Saturday, August 27, 2005

KFC's Secret Maya Recipes 2: Doodling with Channel Lighting.

I've just happens to got a chance to play around with the After Effects Plugin from Walker Effect.
It's rather cool to know that I can implement a kind of lighting technique created specially for 3d artist where we can change lighting on the fly in compositing stage. It's uses a method which is called "channel lighting" where we can use RGB light at 3 different source in order to let the software to extract the directions of light.
In order to test this new plugin. I've made a simple maya file in a few passes. Color, Diffuse (AO with imaged based light), Specular, RGB (3 directions),Ambient Occlusion and reflections pass.

Color Pass

Diffuse Pass (IBL Light)

Ambient Occlusion

RGB pass (sometimes I call it Normal pass)

Reflection Pass

Specular Pass



Now..... here's a little result after playing around with random settings.
Something I came out with accidentally with all of this pass. It seems quite cool tho. That's why I rather keep this instead. I've manage to tweak lighting on the fly and beable to match lighting to real footage pretty easily. I guess I'll be sticking to After Effect a little longer since I've got this nice little plugin here which can do all of the trick i need in shake.

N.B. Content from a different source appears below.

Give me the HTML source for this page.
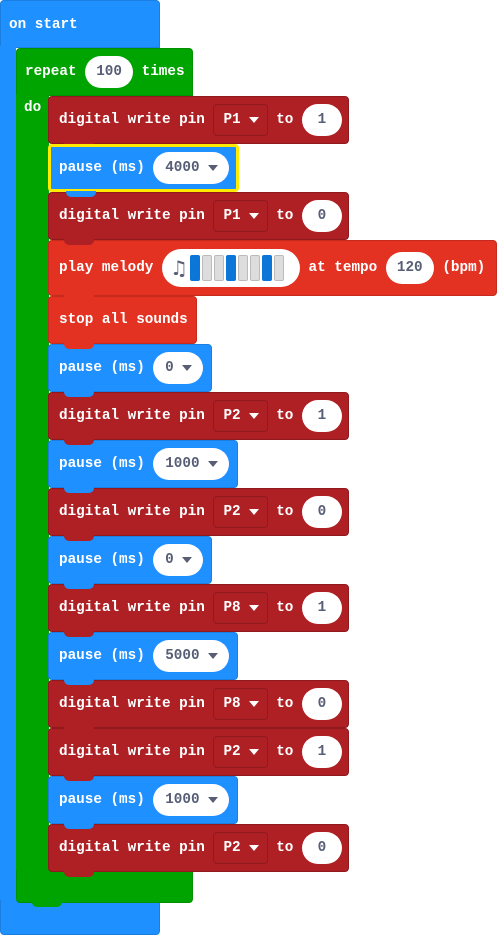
<!DOCTYPE html>
<html><head><meta charset="utf-8"><style>
*{margin:0;padding:0;box-sizing:border-box}
body{width:497px;height:936px;background:#fff;position:relative;overflow:hidden;font-family:"Liberation Mono",monospace;font-weight:bold;font-size:14.3px;color:#fff}
.a{position:absolute}
.blk{position:absolute;display:flex;align-items:center;padding-left:10px;border-radius:4px;white-space:pre}
.r{background:#ae2024;border:1px solid #8e1a1e}
.b{background:#1e90ff;border:1px solid #1a7fe0}
.m{background:#e33122;border:1px solid #c42a1d}
.pill{background:#fff;color:#575e75;border-radius:16px;height:32px;display:inline-flex;align-items:center;justify-content:center}
.dd{height:32px;border:1px solid #8e1a1e;border-radius:4px;display:inline-flex;align-items:center;padding:0 8px 0 9px}
.tri{display:inline-block;width:0;height:0;border-left:5px solid transparent;border-right:5px solid transparent;border-top:6px solid currentColor;margin-left:8px}
.tab{position:absolute;left:15px;width:30px;height:6px;bottom:-6px;border-radius:0 0 5px 5px;z-index:3}
</style></head><body>
<!-- on start -->
<div class="a" style="left:0;top:0;width:160px;height:48px;background:#1e90ff;border-radius:4px 4px 0 0;border:1px solid #1a7fe0;padding:16px 0 0 8px">on start</div>
<div class="a" style="left:0;top:46px;width:16px;height:860px;background:#1e90ff"></div>
<div class="a" style="left:0;top:900px;width:160px;height:35px;background:#1e90ff;border-radius:0 0 4px 4px;border:1px solid #1a7fe0;border-top:none"></div>
<!-- repeat -->
<div class="a" style="left:16px;top:48px;width:177px;height:48px;background:#00a400;border-radius:4px 4px 0 0;border:1px solid #009000;display:flex;align-items:center;padding-left:8px;white-space:pre">repeat <span class="pill" style="width:48px">100</span> times</div>
<div class="a" style="left:16px;top:94px;width:33px;height:790px;background:#00a400;padding:6px 0 0 8px">do</div>
<div class="a" style="left:16px;top:870px;width:177px;height:33px;background:#00a400;border-radius:0 0 4px 4px;border:1px solid #009000;border-top:none"></div>
<div class="a" style="left:32px;top:900px;width:30px;height:7px;background:#00a400;border-radius:0 0 5px 5px"></div>

<div class="blk r" style="left:48px;top:96px;width:301px;height:48px">digital write pin <span class="dd">P1<i class="tri"></i></span> to <span class="pill" style="width:40px;margin-left:0">1</span><div class="tab" style="background:#ae2024"></div></div>
<div class="blk b" style="left:48px;top:144px;width:191px;height:48px;border:3px solid #ffea00;padding-left:8px;z-index:4">pause (ms) <span class="pill" style="width:76px">4000<i class="tri"></i></span><div class="tab" style="background:#1e90ff;bottom:-8px"></div></div>
<div class="blk r" style="left:48px;top:192px;width:301px;height:48px">digital write pin <span class="dd">P1<i class="tri"></i></span> to <span class="pill" style="width:40px">0</span><div class="tab" style="background:#ae2024"></div></div>
<div class="blk m" style="left:48px;top:240px;width:449px;height:56px">play melody <span class="pill" style="width:138px;height:38px;border-radius:19px;justify-content:flex-start;padding-left:8px"><span style="font-size:20px;color:#575e75;font-family:'DejaVu Sans',sans-serif">♫</span><span style="display:inline-flex;gap:2px;margin-left:2px">
<i style="display:block;width:10px;height:26px;border-radius:2px;background:#0c75d8"></i><i style="display:block;width:10px;height:26px;border-radius:2px;background:#ddd;border:1px solid #bbb"></i><i style="display:block;width:10px;height:26px;border-radius:2px;background:#ddd;border:1px solid #bbb"></i><i style="display:block;width:10px;height:26px;border-radius:2px;background:#0c75d8"></i><i style="display:block;width:10px;height:26px;border-radius:2px;background:#ddd;border:1px solid #bbb"></i><i style="display:block;width:10px;height:26px;border-radius:2px;background:#ddd;border:1px solid #bbb"></i><i style="display:block;width:10px;height:26px;border-radius:2px;background:#0c75d8"></i><i style="display:block;width:10px;height:26px;border-radius:2px;background:#ddd;border:1px solid #bbb"></i></span></span> at tempo <span class="pill" style="width:48px">120</span> (bpm)<div class="tab" style="background:#e33122"></div></div>
<div class="blk m" style="left:48px;top:296px;width:149px;height:48px">stop all sounds<div class="tab" style="background:#e33122"></div></div>
<div class="blk b" style="left:48px;top:344px;width:164px;height:48px">pause (ms) <span class="pill" style="width:50px">0<i class="tri"></i></span><div class="tab" style="background:#1e90ff"></div></div>
<div class="blk r" style="left:48px;top:392px;width:301px;height:48px">digital write pin <span class="dd">P2<i class="tri"></i></span> to <span class="pill" style="width:40px">1</span><div class="tab" style="background:#ae2024"></div></div>
<div class="blk b" style="left:48px;top:440px;width:190px;height:48px">pause (ms) <span class="pill" style="width:76px">1000<i class="tri"></i></span><div class="tab" style="background:#1e90ff"></div></div>
<div class="blk r" style="left:48px;top:488px;width:301px;height:48px">digital write pin <span class="dd">P2<i class="tri"></i></span> to <span class="pill" style="width:40px">0</span><div class="tab" style="background:#ae2024"></div></div>
<div class="blk b" style="left:48px;top:536px;width:164px;height:48px">pause (ms) <span class="pill" style="width:50px">0<i class="tri"></i></span><div class="tab" style="background:#1e90ff"></div></div>
<div class="blk r" style="left:48px;top:584px;width:301px;height:48px">digital write pin <span class="dd">P8<i class="tri"></i></span> to <span class="pill" style="width:40px">1</span><div class="tab" style="background:#ae2024"></div></div>
<div class="blk b" style="left:48px;top:632px;width:190px;height:48px">pause (ms) <span class="pill" style="width:76px">5000<i class="tri"></i></span><div class="tab" style="background:#1e90ff"></div></div>
<div class="blk r" style="left:48px;top:680px;width:301px;height:48px">digital write pin <span class="dd">P8<i class="tri"></i></span> to <span class="pill" style="width:40px">0</span><div class="tab" style="background:#ae2024"></div></div>
<div class="blk r" style="left:48px;top:728px;width:301px;height:48px">digital write pin <span class="dd">P2<i class="tri"></i></span> to <span class="pill" style="width:40px">1</span><div class="tab" style="background:#ae2024"></div></div>
<div class="blk b" style="left:48px;top:776px;width:190px;height:48px">pause (ms) <span class="pill" style="width:76px">1000<i class="tri"></i></span><div class="tab" style="background:#1e90ff"></div></div>
<div class="blk r" style="left:48px;top:824px;width:301px;height:48px">digital write pin <span class="dd">P2<i class="tri"></i></span> to <span class="pill" style="width:40px">0</span><div class="tab" style="background:#ae2024"></div></div>
</body></html>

I do have a few things I wanna do experiments on this plugin in this few days. Thinking of the simplicity of the rendered pass I need and also the time I can save from doing rendering output from maya in this way. One thing for sure is it's taking alot more hard disk space than usual. Someone might starts thinking about using jpg as the solution to this. But we definately needs to add a string "AW_JPEG_Q_FACTOR=100" to either our environment variable or maya.env file. Without this string is not cool because maya by default output with lower jpeg compression. So you ended up with lower quality results from compositor (bad antialiasing and etc).

Well... I can see that using this method, we can easily match lighting or even light our characters/objects in compositor very easily. Sometimes it's even easier than doing it in 3d software.

More info about this will come when I found time to use it on an actual production.